- What you have to do
Scan the data below. Pull out each line where "styled" occurs.

- Provided material
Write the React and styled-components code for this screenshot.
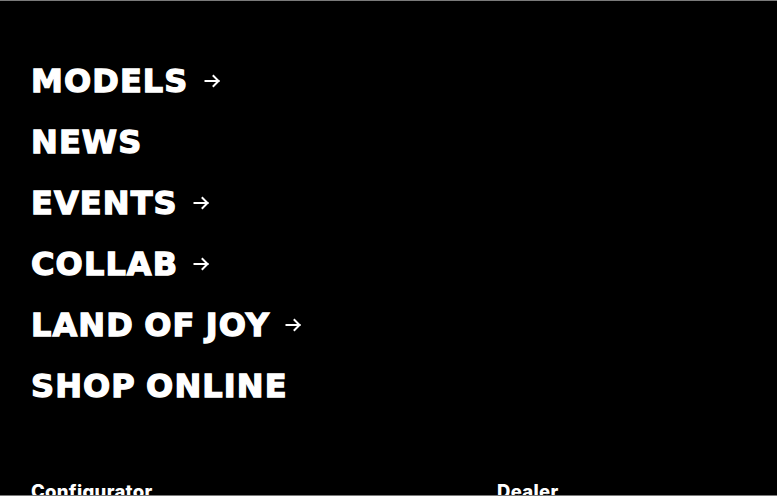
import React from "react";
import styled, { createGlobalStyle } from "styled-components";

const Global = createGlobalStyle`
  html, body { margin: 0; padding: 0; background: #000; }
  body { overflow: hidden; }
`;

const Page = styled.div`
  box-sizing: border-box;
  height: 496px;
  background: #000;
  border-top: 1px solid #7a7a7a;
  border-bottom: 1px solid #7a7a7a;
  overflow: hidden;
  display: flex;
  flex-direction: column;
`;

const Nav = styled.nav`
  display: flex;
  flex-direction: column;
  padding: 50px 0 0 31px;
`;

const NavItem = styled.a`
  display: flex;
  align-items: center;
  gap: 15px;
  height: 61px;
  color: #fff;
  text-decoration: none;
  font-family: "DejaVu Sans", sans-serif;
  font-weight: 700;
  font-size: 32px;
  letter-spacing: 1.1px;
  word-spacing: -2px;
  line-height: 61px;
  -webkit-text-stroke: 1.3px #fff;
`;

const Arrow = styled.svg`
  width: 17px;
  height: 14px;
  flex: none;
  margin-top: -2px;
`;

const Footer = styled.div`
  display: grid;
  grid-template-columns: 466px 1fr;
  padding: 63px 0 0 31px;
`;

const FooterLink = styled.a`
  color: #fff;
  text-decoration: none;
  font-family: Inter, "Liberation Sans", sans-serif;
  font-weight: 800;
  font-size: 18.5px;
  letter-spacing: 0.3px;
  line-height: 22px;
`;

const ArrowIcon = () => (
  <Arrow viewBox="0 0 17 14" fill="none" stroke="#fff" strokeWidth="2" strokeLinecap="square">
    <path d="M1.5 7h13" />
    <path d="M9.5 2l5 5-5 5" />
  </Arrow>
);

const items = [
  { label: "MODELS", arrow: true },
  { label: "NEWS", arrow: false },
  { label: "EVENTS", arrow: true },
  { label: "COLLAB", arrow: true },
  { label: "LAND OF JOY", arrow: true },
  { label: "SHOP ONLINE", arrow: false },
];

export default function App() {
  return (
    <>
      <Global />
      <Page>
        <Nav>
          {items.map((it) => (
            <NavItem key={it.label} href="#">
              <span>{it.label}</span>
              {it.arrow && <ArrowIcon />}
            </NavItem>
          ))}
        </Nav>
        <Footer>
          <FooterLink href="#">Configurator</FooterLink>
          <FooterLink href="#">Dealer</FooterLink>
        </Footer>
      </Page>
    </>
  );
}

- The solution
Write the React and styled-components code for this screenshot.
import styled, { createGlobalStyle } from "styled-components";
const Page = styled.div`
const Nav = styled.nav`
const NavItem = styled.a`
const Arrow = styled.svg`
const Footer = styled.div`
const FooterLink = styled.a`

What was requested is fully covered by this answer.